*Written problem*.
Print word for word the first line of the listing below and every line after it, through the line with "import React from". Leave out the pictures and the rest.
====== Given material ======
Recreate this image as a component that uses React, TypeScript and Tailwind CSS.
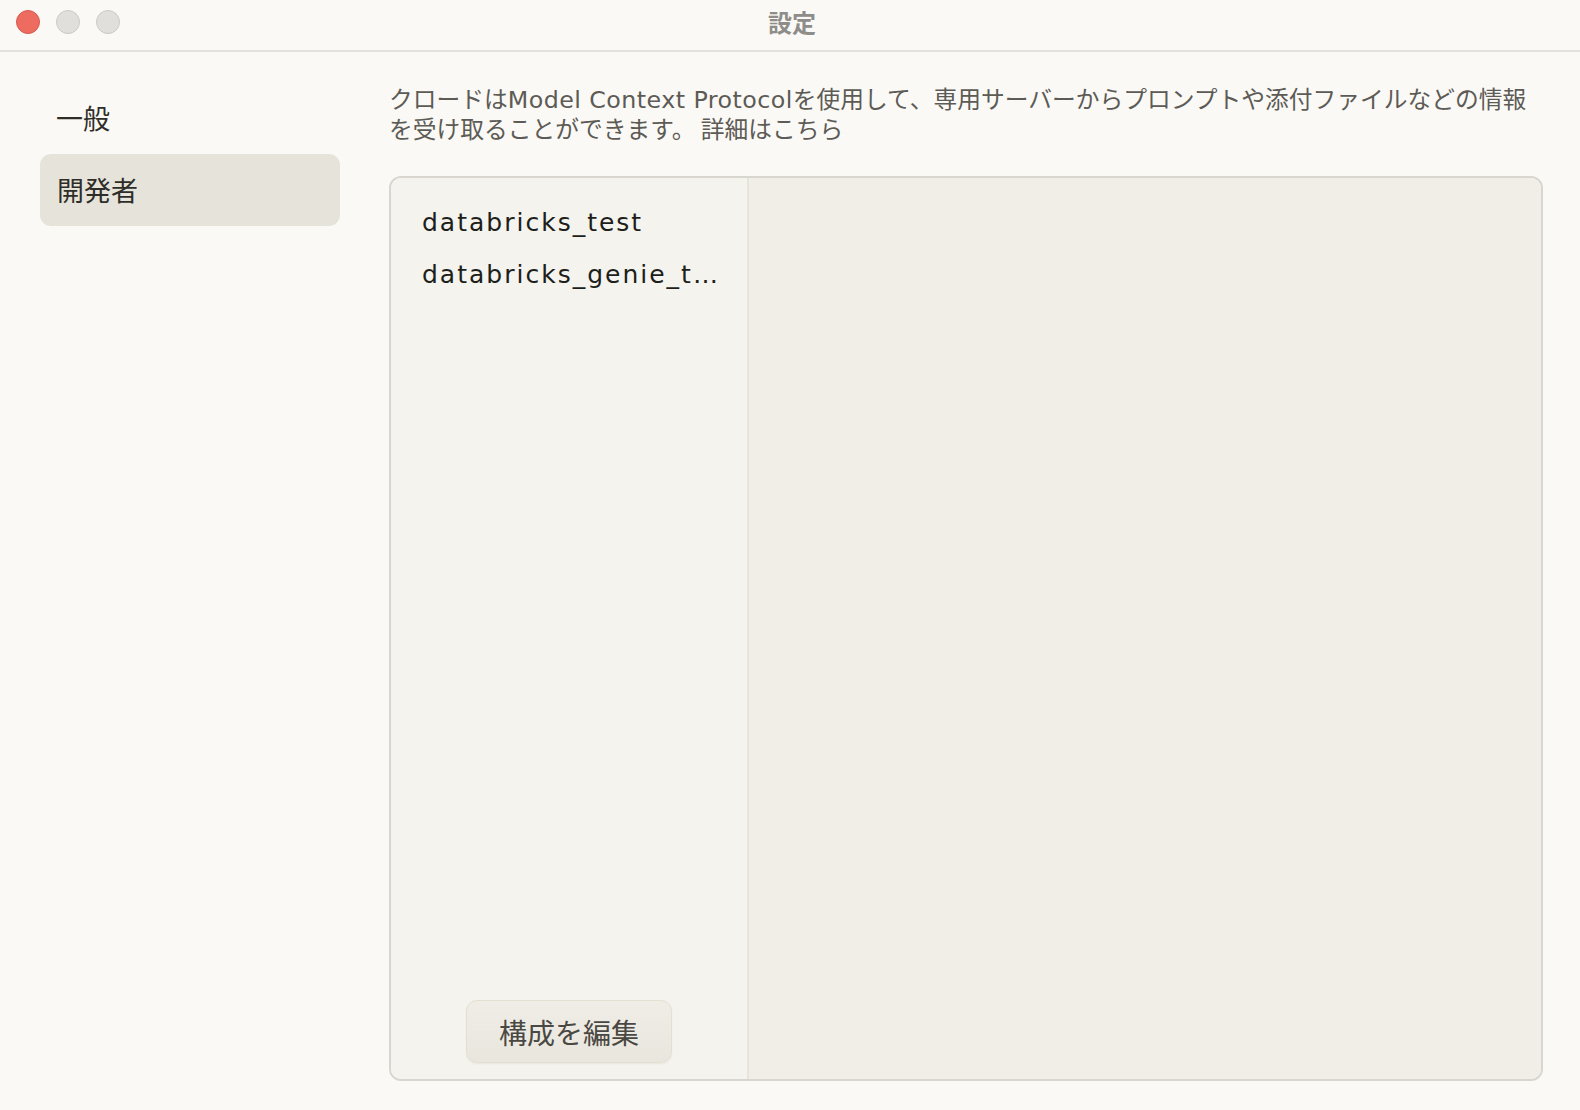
import React from "react";

export default function App() {
  const jp = { fontFamily: '"Noto Sans CJK JP", "Noto Sans", sans-serif' };
  const latin = { fontFamily: '"DejaVu Sans", "Noto Sans", sans-serif' };
  return (
    <div
      className="w-[1580px] h-[1110px] bg-[#faf9f5] flex flex-col overflow-hidden text-[#2f2d28]"
      style={jp}
    >
      {/* Title bar */}
      <div className="relative h-[52px] shrink-0 border-b-2 border-[#e3e1db] flex items-center justify-center">
        <div className="absolute left-[16px] top-[10px] flex gap-[16px]">
          <div className="w-[24px] h-[24px] rounded-full bg-[#ee6b60] border border-[#d85a4f]" />
          <div className="w-[24px] h-[24px] rounded-full bg-[#e0dfdc] border border-[#cbcac6]" />
          <div className="w-[24px] h-[24px] rounded-full bg-[#e0dfdc] border border-[#cbcac6]" />
        </div>
        <div className="text-[24px] font-bold text-[#8e8d89] leading-none -mt-[7px] ml-[4px]">設定</div>
      </div>

      {/* Body */}
      <div className="flex-1 flex min-h-0">
        {/* Sidebar */}
        <div className="w-[389px] shrink-0 pl-[40px] pr-[49px] pt-[30px] flex flex-col">
          <div className="h-[72px] flex items-center pl-[16px] text-[27px] text-[#2f2d28]">一般</div>
          <div className="h-[72px] flex items-center pl-[17px] text-[27px] text-[#2f2d28] bg-[#e6e4da] rounded-[11px]">
            開発者
          </div>
        </div>

        {/* Main */}
        <div className="flex-1 min-w-0 pr-[37px] pt-[31px] pb-[29px] flex flex-col">
          <p className="text-[23.75px] leading-[30px] text-[#5d5b55]">
            クロードは
            <span className="tracking-[0.45px] leading-[20px]" style={latin}>
              Model Context Protocol
            </span>
            を使用して、専用サーバーからプロンプトや添付ファイルなどの情報を受け取ることができます。 詳細はこちら
          </p>

          <div className="mt-[33px] flex-1 flex border-2 border-[#d8d6cf] rounded-[12px] overflow-hidden">
            <div className="w-[358px] shrink-0 bg-[#f4f3ee] border-r-2 border-[#e6e4dd] flex flex-col">
              <div
                className="pt-[25px] pl-[31px] flex flex-col text-[25px] text-[#201e1a] tracking-[2px]"
                style={latin}
              >
                <div className="w-[305px] h-[40px] leading-[40px] truncate">databricks_test</div>
                <div className="w-[305px] h-[40px] leading-[40px] mt-[12px] truncate">databricks_genie_tools</div>
              </div>
              <div className="flex-1" />
              <div className="flex justify-center pb-[16px]">
                <button className="w-[206px] h-[63px] rounded-[11px] border border-[#e3e0d2] bg-gradient-to-b from-[#efede6] to-[#e8e6dd] shadow-[0_1px_2px_rgba(0,0,0,0.06)] text-[28px] text-[#4a4842]">
                  構成を編集
                </button>
              </div>
            </div>
            <div className="flex-1 bg-[#f0eee7]" />
          </div>
        </div>
      </div>
    </div>
  );
}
======
*Result for this exercise*.
Recreate this image as a component that uses React, TypeScript and Tailwind CSS.
import React from "react";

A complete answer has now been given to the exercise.